Would this Aspire One be able to run solidworks?
Acer AOD250-1165
* 10.1" Blue, 10"x7", 2.2 lbs, 1024x600
* Mobile Intel 945GSE Express Chipset
* Integrated Intel Graphics Media Accelerator 950
* Multi-in-1 Digital Media Card Reader
* Integrated Crystal Eye Webcam and two built-in stereo speakers
* Intel Atom Processor N270 (1.60GHz, 533MHz FSB, 512KB L2 cache)
* 1024MB DDR2 Memory
* 160GB 5400rpm SATA Hard Drive
* 802.11a/b/g Wi-Fi Certified
* 10.1" WSVGA Acer CrystalBrite LED Display
* Windows XP Home with Service Pack 3
* 3-cell Li-ion Battery (about 3-4 hours)

Computer and Software Requirements:

 RAM	Minimum: 1GB RAM 
Recommended: 2GB RAM 
Very large models: X64 processor and Operating System with 6GB or more of RAM when system resources exceed the 2GB limit of a 32-bit OS architecture.



 Video 	A certified OpenGL workstation graphics card and driver.
For a listing of tested and certified graphics cards and driver combinations visit the Graphics Cards and Systems web site. 



 CPU 	Intel® or AMD® processors (7) 
eDrawings® is supported on Apple Macintosh®-based machines (6) 

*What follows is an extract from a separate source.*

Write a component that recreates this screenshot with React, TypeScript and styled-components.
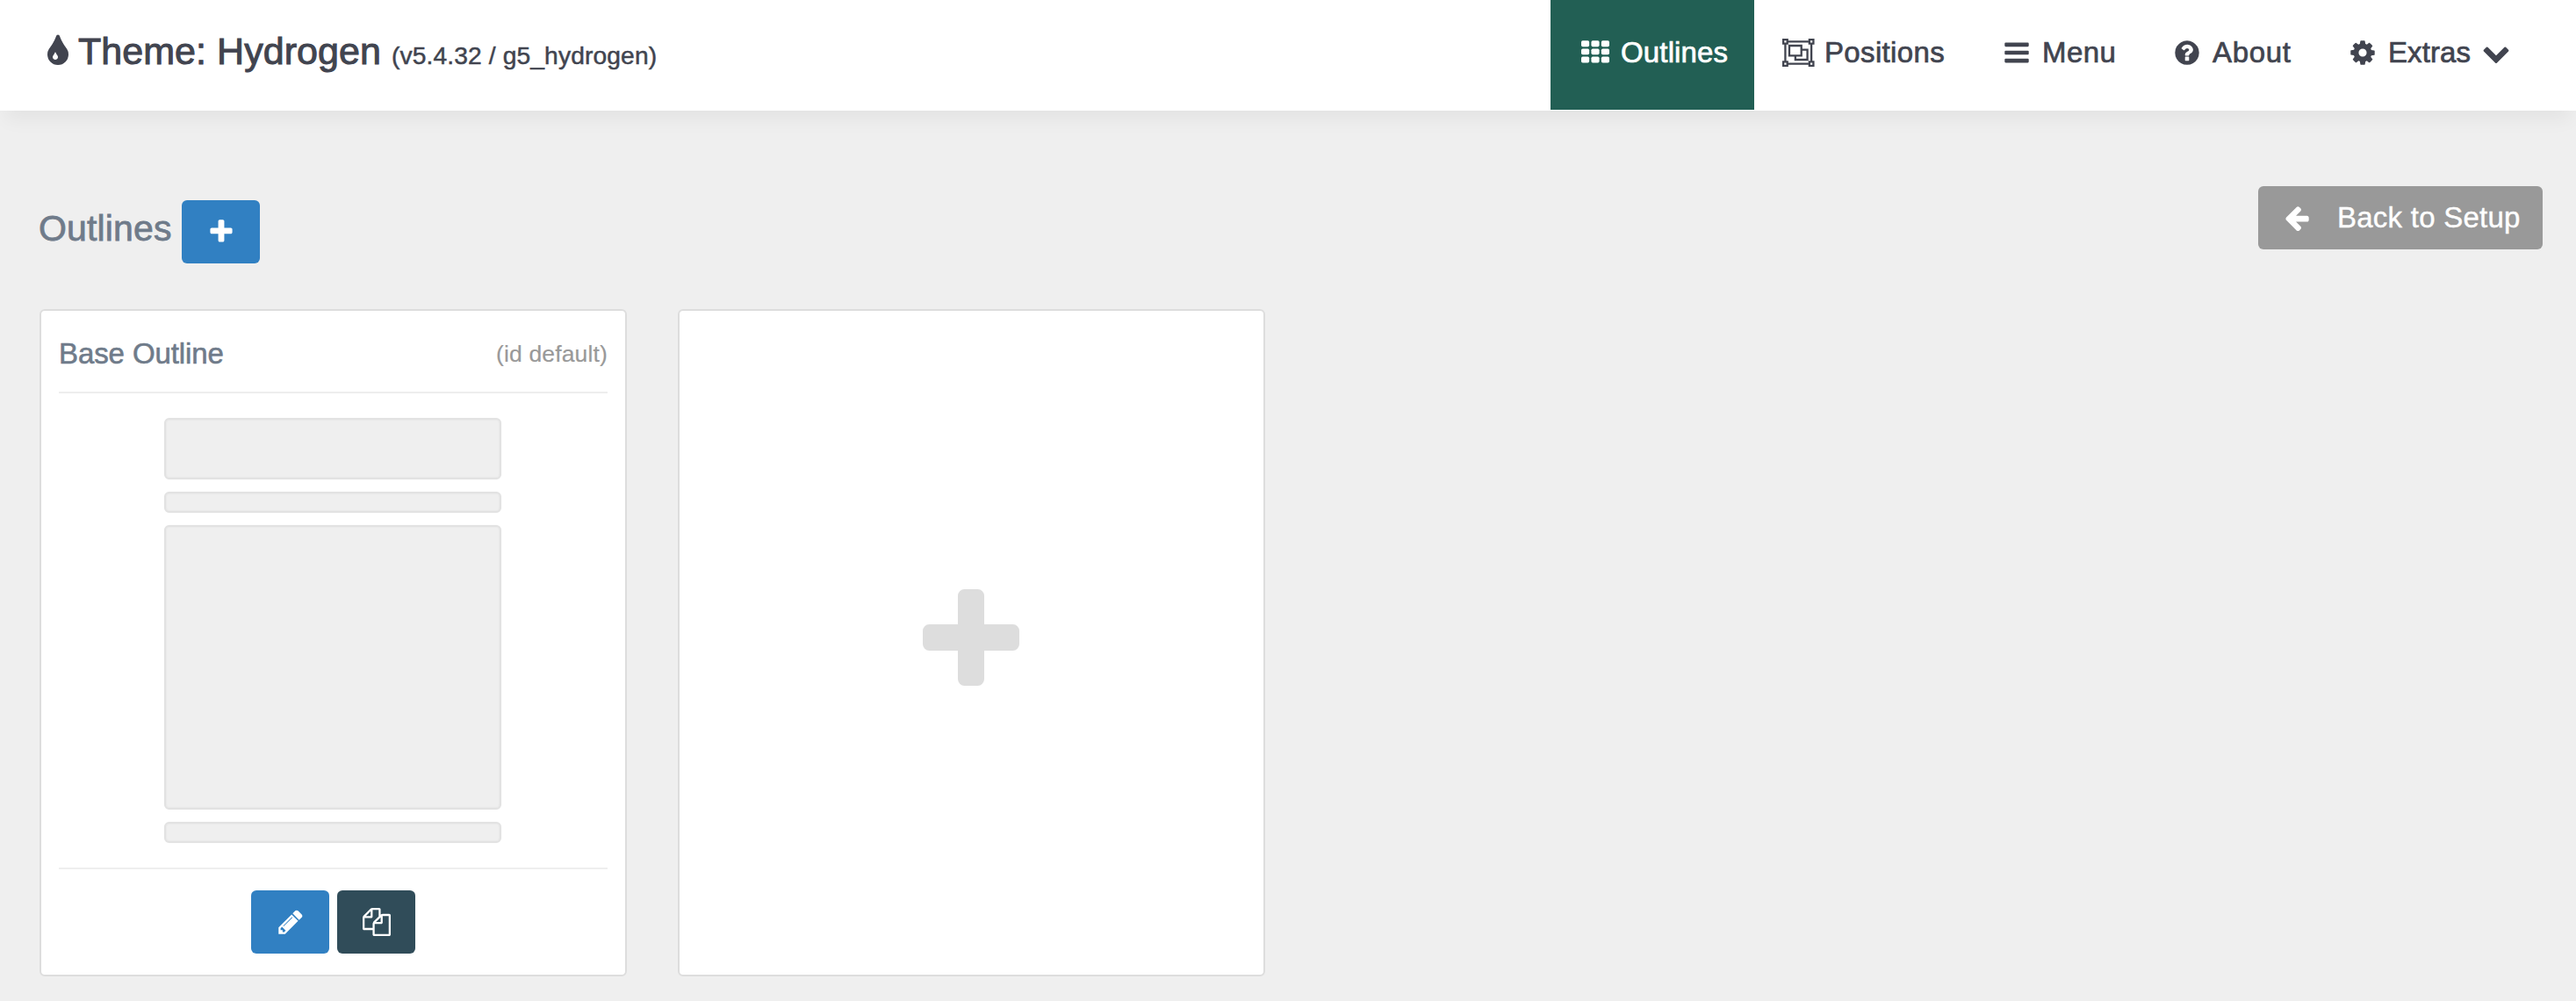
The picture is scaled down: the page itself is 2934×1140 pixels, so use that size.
import React from 'react';
import styled, { createGlobalStyle } from 'styled-components';

const GlobalStyle = createGlobalStyle`
  *, *::before, *::after { box-sizing: border-box; }
  body {
    margin: 0;
    background: #efefef;
    color: #41444f;
    font-family: "Liberation Sans", Arial, sans-serif;
  }
  h1, h2, h3 { margin: 0; font-weight: 400; }
`;

/* ---------- icons ---------- */

const Glyph = styled.svg<{ $size: number; $width?: number }>`
  display: block;
  flex: none;
  height: ${(p) => p.$size}px;
  width: ${(p) => p.$width ?? p.$size}px;
  fill: currentColor;
`;

const PATHS = {
  tint: 'M896 1152q0-36-20-69-1-1-15.5-22.5t-25.5-38-25-44-21-50.5q-4-16-21-16t-21 16q-7 23-21 50.5t-25 44-25.5 38-15.5 22.5q-20 33-20 69 0 53 37.5 90.5t90.5 37.5 90.5-37.5 37.5-90.5zm512-128q0 212-150 362t-362 150-362-150-150-362q0-145 81-275 6-9 62.5-90.5t101-151 99.5-178 83-201.5q9-30 34-47t51-17 51.5 17 33.5 47q28 93 83 201.5t99.5 178 101 151 62.5 90.5q81 127 81 275z',
  group:
    'M2048 384h-128v1024h128v384h-384v-128h-1280v128h-384v-384h128v-1024h-128v-384h384v128h1280v-128h384v384zm-256-256v128h128v-128h-128zm-1664 0v128h128v-128h-128zm128 1536v-128h-128v128h128zm1408-128v-128h128v-1024h-128v-128h-1280v128h-128v1024h128v128h1280zm256 128v-128h-128v128h128zM1280 640h384v768h-896v-256h-384v-768h896v256zm-768 384h640v-512h-640v512zm1024 256v-512h-256v384h-384v128h640z',
  question:
    'M1024 1376v-192q0-14-9-23t-23-9h-192q-14 0-23 9t-9 23v192q0 14 9 23t23 9h192q14 0 23-9t9-23zm256-672q0-88-55.5-163t-138.5-116-170-41q-243 0-371 213-15 24 8 42l132 100q7 6 19 6 16 0 25-12 53-68 86-92 34-24 86-24 48 0 85.5 26t37.5 59q0 38-20 61t-68 45q-63 28-115.5 86.5t-52.5 125.5v36q0 14 9 23t23 9h192q14 0 23-9t9-23q0-19 21.5-49.5t54.5-49.5q32-18 49-28.5t46-35 44.5-48 28-60.5 12.5-81zm384 192q0 209-103 385.5t-279.5 279.5-385.5 103-385.5-103-279.5-279.5-103-385.5 103-385.5 279.5-279.5 385.5-103 385.5 103 279.5 279.5 103 385.5z',
  cog: 'M1152 896q0-106-75-181t-181-75-181 75-75 181 75 181 181 75 181-75 75-181zm512-109v222q0 12-8 23t-20 13l-185 28q-19 54-39 91 35 50 107 138 10 12 10 25t-9 23q-27 37-99 108t-94 71q-12 0-26-9l-138-108q-44 23-91 38-16 136-29 186-7 28-36 28h-222q-14 0-24.5-8.5t-11.5-21.5l-28-184q-49-16-90-37l-141 107q-10 9-25 9-14 0-25-11-126-114-165-168-7-10-7-23 0-12 8-23 15-21 51-66.5t54-70.5q-27-50-41-99l-183-27q-13-2-21-12.5t-8-23.5v-222q0-12 8-23t19-13l186-28q14-46 39-92-40-57-107-138-10-12-10-24 0-10 9-23 26-36 98.5-107.5t94.5-71.5q13 0 26 10l138 107q44-23 91-38 16-136 29-186 7-28 36-28h222q14 0 24.5 8.5t11.5 21.5l28 184q49 16 90 37l142-107q9-9 24-9 13 0 25 10 129 119 165 170 7 8 7 22 0 12-8 23-15 21-51 66.5t-54 70.5q26 50 41 98l183 28q13 2 21 12.5t8 23.5z',
  chevron:
    'M1683 808l-742 741q-19 19-45 19t-45-19l-742-741q-19-19-19-45.5t19-45.5l166-165q19-19 45-19t45 19l531 531 531-531q19-19 45-19t45 19l166 165q19 19 19 45.5t-19 45.5z',
  plus: 'M1600 736v192q0 40-28 68t-68 28h-416v416q0 40-28 68t-68 28h-192q-40 0-68-28t-28-68v-416h-416q-40 0-68-28t-28-68v-192q0-40 28-68t68-28h416v-416q0-40 28-68t68-28h192q40 0 68 28t28 68v416h416q40 0 68 28t28 68z',
  arrow:
    'M1664 896v128q0 53-32.5 90.5t-84.5 37.5h-704l293 294q38 36 38 90t-38 90l-75 76q-37 37-90 37-52 0-91-37l-651-652q-37-37-37-90 0-52 37-91l651-650q38-38 91-38 52 0 90 38l75 74q38 38 38 91t-38 91l-293 293h704q52 0 84.5 37.5t32.5 90.5z',
  pencil:
    'M491 1536l91-91-235-235-91 91v107h128v128h107zm523-928q0-22-22-22-10 0-17 7l-542 542q-7 7-7 17 0 22 22 22 10 0 17-7l542-542q7-7 7-17zm-54-192l416 416-832 832h-416v-416zm683 96q0 53-37 90l-166 166-416-416 166-165q36-38 90-38 53 0 91 38l235 234q37 39 37 91z',
  files:
    'M1696 384q40 0 68 28t28 68v1216q0 40-28 68t-68 28h-960q-40 0-68-28t-28-68v-288h-544q-40 0-68-28t-28-68v-672q0-40 20-88t48-76l408-408q28-28 76-48t88-20h416q40 0 68 28t28 68v328q68-40 128-40h416zm-544 213l-299 299h299v-299zm-640-384l-299 299h299v-299zm196 647l316-316v-416h-384v416q0 40-28 68t-68 28h-416v640h512v-256q0-40 20-88t48-76zm956 804v-1152h-384v416q0 40-28 68t-68 28h-416v640h896z',
};

type IconName = keyof typeof PATHS;

const Icon = ({ name, size = 32 }: { name: IconName; size?: number }) => {
  const units = name === 'group' ? 2048 : 1792;
  return (
    <Glyph $size={size} $width={(size * units) / 1792} viewBox={`0 0 ${units} 1792`} fillRule="evenodd" aria-hidden>
      <path d={PATHS[name]} />
    </Glyph>
  );
};

const GridIcon = () => (
  <Glyph $size={32} viewBox="0 0 1792 1792" aria-hidden>
    {[128, 640, 1152].map((y) =>
      [0, 640, 1280].map((x) => <rect key={`${x}-${y}`} x={x} y={y} width="512" height="384" rx="96" />),
    )}
  </Glyph>
);

const BarsIcon = () => (
  <Glyph $size={32} viewBox="0 0 1792 1792" aria-hidden>
    {[256, 768, 1280].map((y) => (
      <rect key={y} x="128" y={y} width="1536" height="256" rx="64" />
    ))}
  </Glyph>
);

/* ---------- header ---------- */

const Header = styled.header`
  display: flex;
  justify-content: space-between;
  height: 126px;
  background: #fff;
  box-shadow: 0 16px 20px -6px rgba(0, 0, 0, 0.05);
`;

const Brand = styled.div`
  display: flex;
  align-items: center;
  gap: 2px;
  padding: 0 0 8px 45px;
`;

const Title = styled.h1`
  padding-top: 3px;
  font-size: 43px;
  line-height: 50px;
  letter-spacing: 0.05px;
  white-space: nowrap;
  -webkit-text-stroke: 1px currentColor;
`;

const Version = styled.small`
  margin-left: 12px;
  font-size: 28.2px;
  letter-spacing: 0.13px;
  -webkit-text-stroke: 0.5px currentColor;
`;

const Nav = styled.nav`
  display: flex;
  height: 125px;
`;

const Tab = styled.a<{ $width: number; $active?: boolean }>`
  display: flex;
  align-items: center;
  width: ${(p) => p.$width}px;
  padding: 0 0 6px 30px;
  color: ${(p) => (p.$active ? '#fff' : 'inherit')};
  background: ${(p) => (p.$active ? '#225f54' : 'transparent')};
`;

const TabIcon = styled.span`
  display: flex;
  justify-content: center;
  width: 41px;
  margin-right: 9px;
`;

const TabLabel = styled.span<{ $tracking: number }>`
  font-size: 33px;
  line-height: 38px;
  letter-spacing: ${(p) => p.$tracking}px;
  white-space: nowrap;
  -webkit-text-stroke: 0.7px currentColor;
`;

const Caret = styled.span`
  margin-left: 13px;
`;

/* ---------- page ---------- */

const Page = styled.main`
  padding: 86px 38px 28px 45px;
`;

const Toolbar = styled.div`
  display: flex;
  justify-content: space-between;
  align-items: flex-start;
  height: 140px;
`;

const Heading = styled.div`
  display: flex;
  align-items: center;
  gap: 11px;
  padding-top: 16px;
`;

const HeadingText = styled.h2`
  width: 151px;
  padding-bottom: 8px;
  margin-left: -1px;
  margin-right: 1px;
  color: #6f7b8a;
  font-size: 41px;
  line-height: 48px;
  letter-spacing: 0.15px;
  white-space: nowrap;
  -webkit-text-stroke: 0.8px currentColor;
`;

const Button = styled.button<{ $color: string; $width?: number }>`
  display: flex;
  align-items: center;
  justify-content: center;
  width: ${(p) => p.$width ?? 89}px;
  height: 72px;
  padding: 0;
  border: 0;
  border-radius: 6px;
  background: ${(p) => p.$color};
  color: #fff;
  font-family: inherit;
`;

const BackButton = styled(Button)`
  justify-content: flex-start;
  gap: 30px;
  padding-left: 28px;
  font-size: 33px;
  line-height: 38px;
  letter-spacing: 0.25px;
  white-space: nowrap;
  -webkit-text-stroke: 0.4px currentColor;
`;

const Cards = styled.div`
  display: grid;
  grid-template-columns: 669px 669px;
  gap: 58px;
`;

const Card = styled.section`
  display: flex;
  flex-direction: column;
  height: 760px;
  padding: 0 20px;
  border: 2px solid #ddd;
  border-radius: 6px;
  background: #fff;
`;

const NewCard = styled(Card)`
  align-items: center;
  justify-content: center;
  padding: 0 22px 2px 20px;
  color: #ddd;
`;

const CardHeader = styled.header`
  display: flex;
  justify-content: space-between;
  align-items: center;
  height: 94px;
  border-bottom: 2px solid #eee;
`;

const CardTitle = styled.h3`
  padding-top: 6px;
  color: #6f7b8a;
  font-size: 33px;
  line-height: 38px;
  letter-spacing: -0.1px;
  -webkit-text-stroke: 0.6px currentColor;
`;

const CardId = styled.span`
  padding-top: 6px;
  color: #999;
  font-size: 26.5px;
  line-height: 38px;
  letter-spacing: 0.15px;
  -webkit-text-stroke: 0.2px currentColor;
`;

const Wireframe = styled.div`
  display: flex;
  flex-direction: column;
  gap: 14px;
  width: 384px;
  margin: 28px 0 28px 120px;
`;

const Block = styled.div<{ $height: number }>`
  height: ${(p) => p.$height}px;
  border: 2px solid #e2e2e2;
  border-radius: 6px;
  background: #efefef;
  box-shadow: inset 0 0 1px 1px #e9e9e9, 0 0 1px #e9e9e9;
`;

const CardActions = styled.footer`
  display: flex;
  justify-content: center;
  gap: 9px;
  padding-top: 24px;
  border-top: 2px solid #eee;
`;

const BLOCKS = [70, 24, 324, 24];

const TABS = [
  { label: 'Outlines', width: 232, tracking: 0.15, icon: <GridIcon />, active: true },
  { label: 'Positions', width: 248, tracking: 0.35, icon: <Icon name="group" /> },
  { label: 'Menu', width: 194, tracking: 0.4, icon: <BarsIcon /> },
  { label: 'About', width: 200, tracking: 0.7, icon: <Icon name="question" /> },
  { label: 'Extras', width: 294, tracking: 0.1, icon: <Icon name="cog" />, menu: true },
];

export default function App() {
  return (
    <>
      <GlobalStyle />
      <Header>
        <Brand>
          <Icon name="tint" size={42} />
          <Title>
            Theme: Hydrogen
            <Version>(v5.4.32 / g5_hydrogen)</Version>
          </Title>
        </Brand>
        <Nav>
          {TABS.map((tab) => (
            <Tab key={tab.label} $width={tab.width} $active={tab.active}>
              <TabIcon>{tab.icon}</TabIcon>
              <TabLabel $tracking={tab.tracking}>{tab.label}</TabLabel>
              {tab.menu && (
                <Caret>
                  <Icon name="chevron" />
                </Caret>
              )}
            </Tab>
          ))}
        </Nav>
      </Header>
      <Page>
        <Toolbar>
          <Heading>
            <HeadingText>Outlines</HeadingText>
            <Button $color="#3180c2" aria-label="New outline">
              <Icon name="plus" />
            </Button>
          </Heading>
          <BackButton $color="#999" $width={324}>
            <Icon name="arrow" />
            Back to Setup
          </BackButton>
        </Toolbar>
        <Cards>
          <Card>
            <CardHeader>
              <CardTitle>Base Outline</CardTitle>
              <CardId>(id default)</CardId>
            </CardHeader>
            <Wireframe>
              {BLOCKS.map((height, i) => (
                <Block key={i} $height={height} />
              ))}
            </Wireframe>
            <CardActions>
              <Button $color="#3180c2" aria-label="Edit">
                <Icon name="pencil" />
              </Button>
              <Button $color="#304c59" aria-label="Duplicate">
                <Icon name="files" />
              </Button>
            </CardActions>
          </Card>
          <NewCard>
            <Icon name="plus" size={140} />
          </NewCard>
        </Cards>
      </Page>
    </>
  );
}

 Other	Mouse or other pointing device 
DVD drive 
Microsoft Excel 2002, 2003, or 2007 
Internet Explorer version 6.x or higher 
Adobe Acrobat version 7.0.7 or higher 


 Network	SolidWorks is tested only with Microsoft's Windows Networking and Active Directory network environments (8)


----------



## Glliw

Honestly, you would hate life running solidworks on that machine.


----------



## kc-atl

I ageree with Glliw, You Need POWER.. to run any good cad/3d cad programs.


----------



## RazorConcepts

Crud, so I guess I will need some kind of a higher-end gaming laptop?


----------



## The_Other_One

Higher-end, yes.  Gaming, no.  As long as you find one with good processing power, the GPU really shouldn't matter THAT much.  Integrated graphics would probably be adequate,  low-end dedicated cards would be better.  Anything much higher would probably be a waste seeing as these programs primarily use CPU power.


----------